日本ネット経済新聞が公開している楽天市場で売上が高いカテゴリを見てみると、子供の運動用や大人でも利用できる「トランポリン」「ヨガマット」などが取り扱っている小売店で昨年対比で5倍~10倍にも伸びたとされている。他子供が外で遊ぶ機会が多くなった「ジェイボード」「リップスティック 」(エスボード・ブレイブボード)や幼児向け「ペダルなし自転車」などもよく売れていると考えられます。

日本ネット新聞公開データを参照(楽天市場)

7)ノーブランドのマスク

昨今の国からの要請を受けて、Amazon、楽天市場、Yahooといった主要ECモールでのブランドマスクの販売業者や流通がなくなって反面、各販売店の独自の仕入れルートのノーブランドのマスクの流通量が多くなり、価格競争が発生しています。購買トレンドキーワードでの検索ニーズも需要が高まっている傾向にあります。2020年6月以降は実店舗やオンラインでの在庫も目立ち、売れづらい傾向にあると考えられます。

購買ニーズに合わせた顧客を獲得するには

1)デジタルチャネルへのシフトが急務

実店舗をメインで展開している小売店であれば、固定客が限定的になることで事業が悪化するケースが多いと思います。
固定客を逃さない、新たな顧客獲得にはオンラインでの販売を検討することが重要です。販売戦略だけでなく、購入数が増えるほどカスタマーサポートの対応も必要になってきますので、顧客満足度の向上(ロイヤルティー)も一緒もチャットツールなどを利用することによる効率化も検討しましょう。

2)需要に関連した商品の仕入れルートを確保する

仕入れる商品を決定するには市場の流通状況や販売価格を把握しておくことも重要です。より代替性がある競争力のある商品ほど価格競争になりやすく薄利多売になりがちです。

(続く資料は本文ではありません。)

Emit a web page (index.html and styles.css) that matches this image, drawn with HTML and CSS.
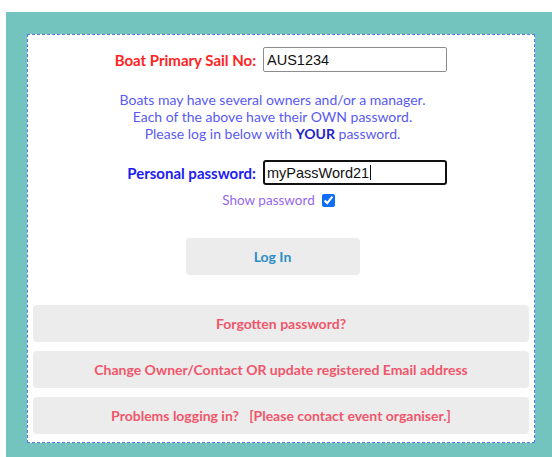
FILE: index.html
```html
<!DOCTYPE html>
<html lang="en">
<head>
<meta charset="utf-8">
<title>Boat Login</title>
<link rel="stylesheet" href="styles.css">
</head>
<body>
<div class="topline"></div>
<div class="frame">
  <form class="card" onsubmit="return false">
    <div class="field-row">
      <label class="label label-sail" for="sail">Boat Primary Sail No:</label>
      <input class="text-input" id="sail" type="text" value="AUS1234">
    </div>

    <p class="info">
      Boats may have several owners and/or a manager.<br>
      Each of the above have their OWN password.<br>
      Please log in below with <b class="your">YOUR</b> password.
    </p>

    <div class="field-row">
      <label class="label label-pass" for="pass">Personal password:</label>
      <span class="input-wrap">
        <input class="text-input text-input-focus" id="pass" type="text" value="myPassWord21">
        <span class="caret"></span>
      </span>
    </div>

    <div class="show-row">
      <label for="show">Show password</label>
      <input class="check" id="show" type="checkbox" checked>
    </div>

    <div class="login-row">
      <button class="btn btn-login" type="submit">Log In</button>
    </div>

    <div class="links">
      <button class="btn btn-link" type="button">Forgotten password?</button>
      <button class="btn btn-link" type="button">Change Owner/Contact OR update registered Email address</button>
      <button class="btn btn-link" type="button">Problems logging in? &nbsp;&nbsp;[Please contact event organiser.]</button>
    </div>
  </form>
</div>
</body>
</html>
```

FILE: styles.css
```css
html, body {
  margin: 0;
  padding: 0;
  background: #ffffff;
}

body {
  font-family: Lato, "Liberation Sans", sans-serif;
  height: 457px;
  overflow: hidden;
}

.topline {
  height: 12px;
}

.frame {
  background: #73c3be;
  margin-left: 6px;
  padding: 22px 17px 20px 21px;
}

.card {
  background: #ffffff;
  border: 1px dashed #5677e6;
  padding: 12px 5px 8px 5px;
  display: flex;
  flex-direction: column;
}

.field-row {
  display: grid;
  grid-template-columns: 223px 184px;
  column-gap: 7px;
  align-items: center;
}

.label {
  text-align: right;
  font-weight: 700;
  font-size: 15px;
}

.label-sail {
  color: #ff2424;
}

.label-pass {
  color: #1c1cf5;
}

.text-input {
  box-sizing: border-box;
  width: 184px;
  height: 25px;
  margin: 0;
  padding: 0 3px;
  border: 1px solid #8c8c8c;
  border-radius: 2px;
  font-family: "Liberation Sans", Arial, sans-serif;
  font-size: 14.5px;
  color: #111111;
  background: #ffffff;
  outline: none;
}

.text-input-focus {
  border: 2px solid #111111;
  border-radius: 3px;
  padding: 0 2px;
}

.input-wrap {
  position: relative;
  display: block;
  width: 184px;
  height: 25px;
}

.caret {
  position: absolute;
  left: 107px;
  top: 5px;
  width: 1px;
  height: 15px;
  background: #111111;
}

.info {
  margin: 19px 0 18px;
  padding-right: 17px;
  text-align: center;
  color: #5a5af0;
  font-size: 14px;
  line-height: 17px;
  font-weight: 400;
}

.your {
  color: #2323c8;
  font-weight: 700;
}

.show-row {
  margin-top: 7px;
  padding-right: 5px;
  display: flex;
  justify-content: center;
  align-items: center;
  gap: 7px;
  color: #9466ee;
  font-size: 13.5px;
  line-height: 17px;
}

.check {
  margin: 0;
  width: 13px;
  height: 13px;
  accent-color: #0f6ef5;
}

.login-row {
  margin-top: 29px;
  display: flex;
  justify-content: center;
  padding-right: 17px;
}

.btn {
  border: none;
  background: #ececec;
  border-radius: 4px;
  font-family: Lato, "Liberation Sans", sans-serif;
  font-weight: 700;
  font-size: 14px;
  height: 37px;
  padding: 0;
  cursor: pointer;
}

.btn-login {
  width: 174px;
  color: #2d8dc8;
}

.links {
  margin-top: 30px;
  display: flex;
  flex-direction: column;
  gap: 9px;
}

.btn-link {
  width: 100%;
  color: #f0566b;
}
```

より多くの商品の情報を取得しておくことにより、仕入れや販売価格の意思決定が効率化できると考えられます。

3)休眠顧客を掘り起こす

各販売店の取り組みとして、「テレワーク関連用品」「自宅で遊べる知育グッズ」「体調ケア用品」の特設ページを作成し、1回購入のみの休眠顧客が購入していない購買ニーズの高い商品を提案する(メルマガなど)ことにより、2回目の購買意欲やリピーターを獲得している方法もあります。

4)市場価格に合わせた販売価格に変更する

急激な購買ニーズが高まると、より高単価での商品の提案ができるケースもあります。検索キーワードで競合するような代替性のある商品も、表示される販売店数が少なければ、市場価格を把握しておくことにより、競争性を回避した価格決定ができる可能性もございます。

まとめ

ネット市場の購買ニーズは高まっているものの、仕入れ先の確保や競争性の高い商品ほど利益を確保しづらいケースも多いかと思いますが、常に市場の流通量や価格情報を把握しておくことによって、急な購買ニーズにも対応できると考えられます。